← Back to context

Comment by johnfn

3 days ago

The burden you are placing is too high here. Do you demand controlled trials for everything you do or else you refuse to use it or accept that other people might see productivity gains? Do you demand studies showing that static typing is productive? Syntax highlighting? IDEs or Vim? Unit testing? Whatever language you use?

Obviously not? It would be absurd to walk into a thread about Rust and say “Rust doesn’t increase your productivity and unless you can produce a study proving it does then your own personal anecdotes are worthless.”

Why the increased demand for rigor when it comes to AI specifically?

Typically I hear how other people are doing things and I test it out for myself. Just like I'm doing with AI

Actually IDEs vs vim are a perfect analogy because they both have the ability to feel like they're helping a tonne, and at the end of the work day neither group outperforms the other

I'm not standing on the sidelines criticizing this stuff.
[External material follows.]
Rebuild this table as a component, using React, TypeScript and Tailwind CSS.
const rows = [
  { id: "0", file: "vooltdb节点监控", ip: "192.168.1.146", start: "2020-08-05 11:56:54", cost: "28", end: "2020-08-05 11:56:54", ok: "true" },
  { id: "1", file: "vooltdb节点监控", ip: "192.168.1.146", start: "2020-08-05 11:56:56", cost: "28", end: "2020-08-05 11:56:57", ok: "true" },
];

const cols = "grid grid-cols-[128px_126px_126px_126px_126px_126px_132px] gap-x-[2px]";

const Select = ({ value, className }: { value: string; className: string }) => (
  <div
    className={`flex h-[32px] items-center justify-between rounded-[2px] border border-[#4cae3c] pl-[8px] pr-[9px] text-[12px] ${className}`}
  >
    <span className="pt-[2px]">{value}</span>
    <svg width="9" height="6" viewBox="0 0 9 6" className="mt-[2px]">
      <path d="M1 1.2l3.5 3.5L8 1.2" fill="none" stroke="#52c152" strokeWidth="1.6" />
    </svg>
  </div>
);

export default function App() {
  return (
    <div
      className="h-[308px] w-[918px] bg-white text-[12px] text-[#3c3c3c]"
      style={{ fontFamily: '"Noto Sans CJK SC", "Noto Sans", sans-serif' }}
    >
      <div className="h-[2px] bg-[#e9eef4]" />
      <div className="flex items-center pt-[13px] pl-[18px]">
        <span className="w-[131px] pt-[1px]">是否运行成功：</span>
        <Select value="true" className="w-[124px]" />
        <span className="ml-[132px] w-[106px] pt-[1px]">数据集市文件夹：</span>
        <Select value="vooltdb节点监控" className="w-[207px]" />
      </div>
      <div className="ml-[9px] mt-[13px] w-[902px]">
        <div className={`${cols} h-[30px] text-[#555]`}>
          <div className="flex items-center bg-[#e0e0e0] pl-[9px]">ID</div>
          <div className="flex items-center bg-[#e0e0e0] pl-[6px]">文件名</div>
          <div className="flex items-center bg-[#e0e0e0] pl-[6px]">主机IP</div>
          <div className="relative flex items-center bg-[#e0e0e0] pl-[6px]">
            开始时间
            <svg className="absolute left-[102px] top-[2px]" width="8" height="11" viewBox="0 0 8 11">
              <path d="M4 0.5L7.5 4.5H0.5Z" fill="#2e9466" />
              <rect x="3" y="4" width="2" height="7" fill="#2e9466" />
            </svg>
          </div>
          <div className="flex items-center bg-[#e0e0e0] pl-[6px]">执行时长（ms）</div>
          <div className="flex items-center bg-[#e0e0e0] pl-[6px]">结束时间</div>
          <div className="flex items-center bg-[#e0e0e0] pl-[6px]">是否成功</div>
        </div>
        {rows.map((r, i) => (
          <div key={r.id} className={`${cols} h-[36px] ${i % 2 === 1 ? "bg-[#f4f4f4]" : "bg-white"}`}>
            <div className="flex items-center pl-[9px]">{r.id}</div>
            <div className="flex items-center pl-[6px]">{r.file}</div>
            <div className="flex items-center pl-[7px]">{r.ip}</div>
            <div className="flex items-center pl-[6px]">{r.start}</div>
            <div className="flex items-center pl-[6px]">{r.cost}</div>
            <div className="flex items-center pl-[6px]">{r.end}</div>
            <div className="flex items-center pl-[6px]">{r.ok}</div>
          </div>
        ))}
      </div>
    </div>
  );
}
I'm using it. I'm growing more and more skeptical because it's not noticably helping me deliver features faster

At this point I'm at "okay record a video and show me these 3x gains you're seeing because I'm not experiencing the same thing"

The increased demand for rigor is because my experience isn't matching what others say

I can see a 25% bump in productivity being realistic if I learn where it works well. There are people claiming 3-10x. It sounds ridiculous

  • I canzt see a 25% jump in productivity because writting code isn't even 25% of what I do. Even if it was infitiely fast I still can't get that high.
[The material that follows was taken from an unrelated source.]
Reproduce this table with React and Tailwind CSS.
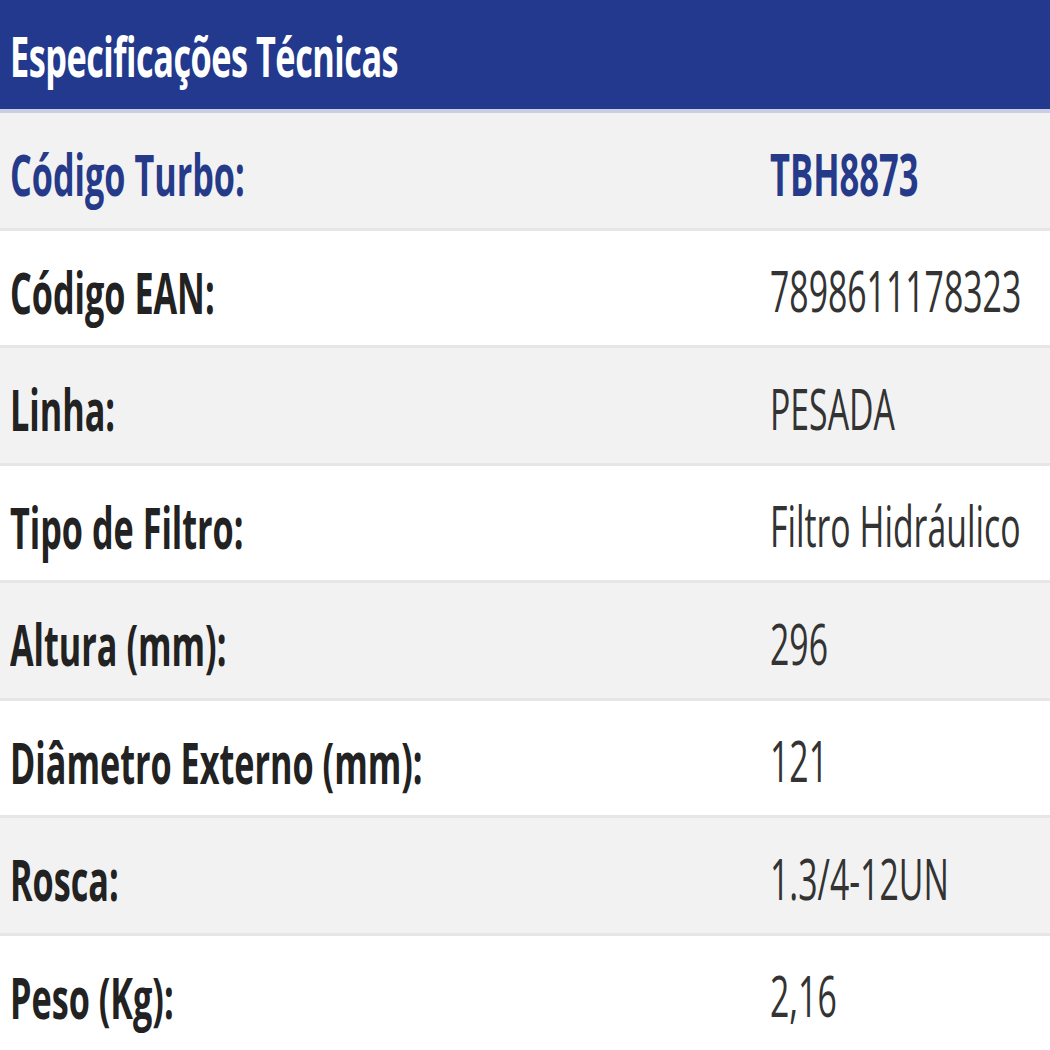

    • Given a 25% hypothetical boost: there are categories of errors vibe testing vibed code will bring in, we know humans suck at critical reading. On the support timeline of an Enterprise product that’s gonna lead to one or more true issues.

      At what point is an ‘extra’ 25% coding overhead worth it to ensure a sane human reasonably concerned about criminal consequences for impropriety read all code when making it, and every change around it? To prevent public embarrassment that can and will chase off customers? To have someone to fire and sue if need be?

      [Anecdotally, the inflection point was finding tests updated to short circuit through mildly obfuscated code (introduced after several reviews). Paired with a working system developed with TDD, that mistake only becomes obvious when the system stops working but the tests don’t. I wrote it, I ran the agents, I read it, I approved it, but was looking for code quality not intentional sabotage/trickery… lesson learned.]

      From a team lead perspective in an Enterprise space, using 25% more time on coding to save insane amounts of aggressive and easy to flubb review and categories of errors sounds like a smart play. CYA up front, take the pain up front.

      1 reply →

  • Anecdotally the people who seem to be most adamant about the efficiency of things like vim or Python are some of the slowest engineers I've worked with when it comes to getting shit done. Even compared to people who don't really care for their preferred tech much lol.

    I wonder how many 10x AI bros were 1/10th engineers slacking off most of the week before the fun new tech got them to actually work on stuff.

    Obviously not all, and clearly there are huge wins to be had with AI. But I wonder sometimes..

I honestly wish we had studies that truly answered these Qs. Modern programming has been a cargo cult for a good 20 years now.

Do you just believe everything everybody says? No quantifiable data required, as long as someone somewhere says it it must be true?

One of the reasons software is in decline is because it's all vibes, nobody has much interest in conducting research to find anything out. It doesn't have to be some double blinded peer reviewed meta analysis, the bar can still be low, it just should be higher than "I feel like"...